Para evitar problemas decorrentes do uso crônico de álcool, é essencial a sua detecção precoce e a oferta de intervenções breves – utilizadas para ajudar o usuário a reconhecer seus problemas e a motivá-lo a mudar seus hábitos. Esta é uma das principais linhas de atuação da equipe da Unidade de Dependência de Drogas (Uded) do Departamento de Psicobiologia, setor criado na década de 1980 por Jandira Masur e atualmente coordenado por Maria Lucia Formigoni e por José Carlos F. Galduróz. O desenvolvimento e validação, no Brasil, de um importante instrumento para detecção do uso de risco de álcool e outras drogas (Alcohol, Smoking and Substance Involvement Screening Test - Assist) associado à realização de intervenções breves, para adultos, foi desenvolvido na década de 1990 pela equipe da Uded em parceria com pesquisadores de diversos países, com o apoio da OMS, gerando alguns dos artigos mais citados na literatura da área. Na década seguinte, essas técnicas foram adaptadas para adolescentes por Denise De Micheli. De modo complementar às abordagens psicossociais, a equipe liderada por José Carlos F. Galduróz têm avaliado a efetividade de novas ferramentas farmacológicas para tratamento da compulsão de dependentes de álcool, tabaco e cocaína/crack.

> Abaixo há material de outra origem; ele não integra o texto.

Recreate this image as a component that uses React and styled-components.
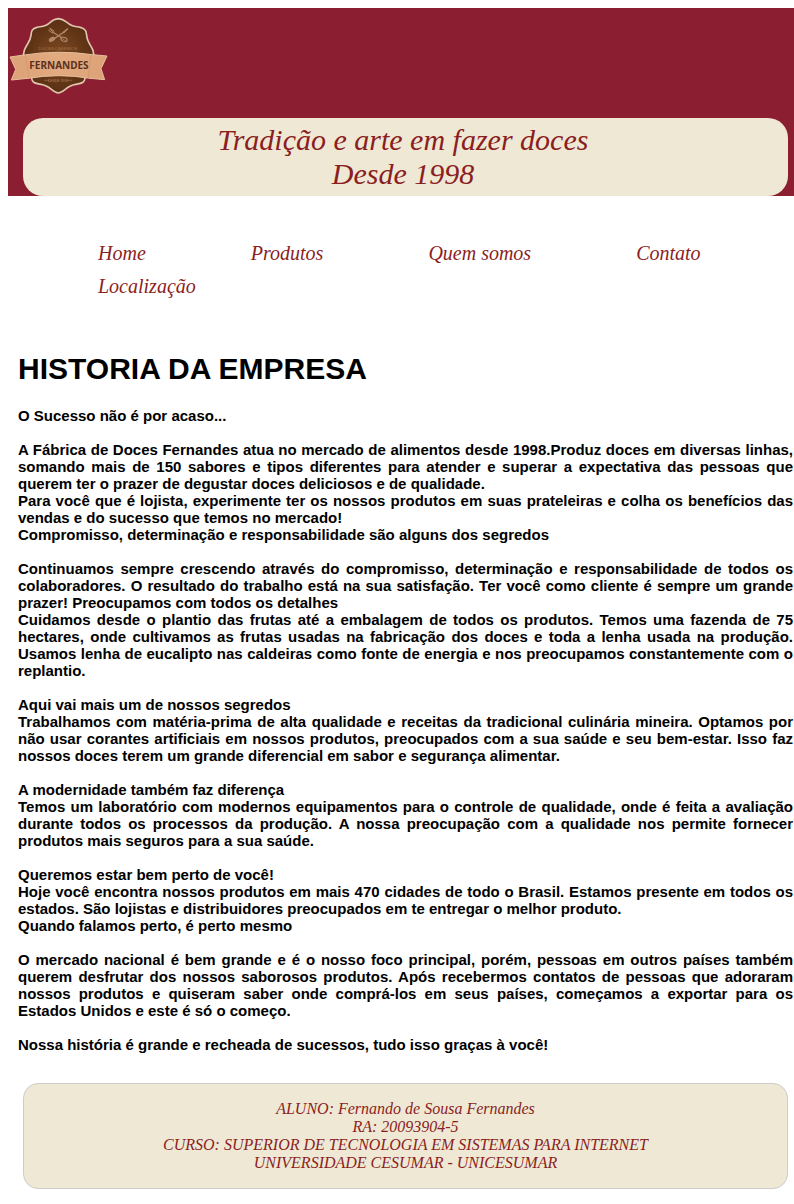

O uso excessivo de bebidas alcoólicas e os problemas físicos decorrentes têm sido fortemente associados ao absenteísmo e aos inúmeros problemas de relacionamento no ambiente de trabalho e familiar. Em especial, a violência doméstica é um problema bastante complexo, que tem sido alvo de estudos do grupo coordenado por Ana Regina Noto.

• Ana Regina Noto, Denise De Micheli, José Carlos Fernandes F. Galduróz e Maria Lucia Oliveira de Souza Formigoni - Nepsis/Uded

Simbolo Lenad, desenho de uma garrafa sobre uma peça de quebra-cabeça Síntese dos resultados do II Lenad quanto ao consumo de álcool no Brasil

• Embora não tenha aumentado a quantidade de pessoas que bebem álcool no Brasil, houve um aumento do comportamento de uso nocivo.

• As mulheres são a população em maior risco, apresentam índices de aumento entre 2.006 e 2.012 e bebendo de forma mais nociva.

• Quase dois a cada dez bebedores consomem álcool de forma nocivas sendo bebedores abusivos ou dependentes.

• Houve uma diminuição no comportamento de beber e dirigir entre 2.006 e 2.012.

• Quase um a cada dez brasileiros possui arma de fogo, sendo que 5% dos homens andam armados. Este índice sobe para mais de 10% entre homens jovens bebedores abusivos.

• Quase um terço dos homens jovens bebedores abusivos já se envolveu em uma briga com agressão física no último ano. Este índice sobe para 57% entre os que também usam cocaína.

• Mais de dois a cada dez brasileiros relataram terem sido vítimas de violência física na infância. Em 20% dos casos, os pais ou cuidadores que agrediram haviam bebido.

• 6% dos brasileiros(as) sofreram violência doméstica no último ano. Em metade destes casos, o(a) parceiro(a) que exerceu a violência havia bebido.

• A depressão está associada ao beber problemático.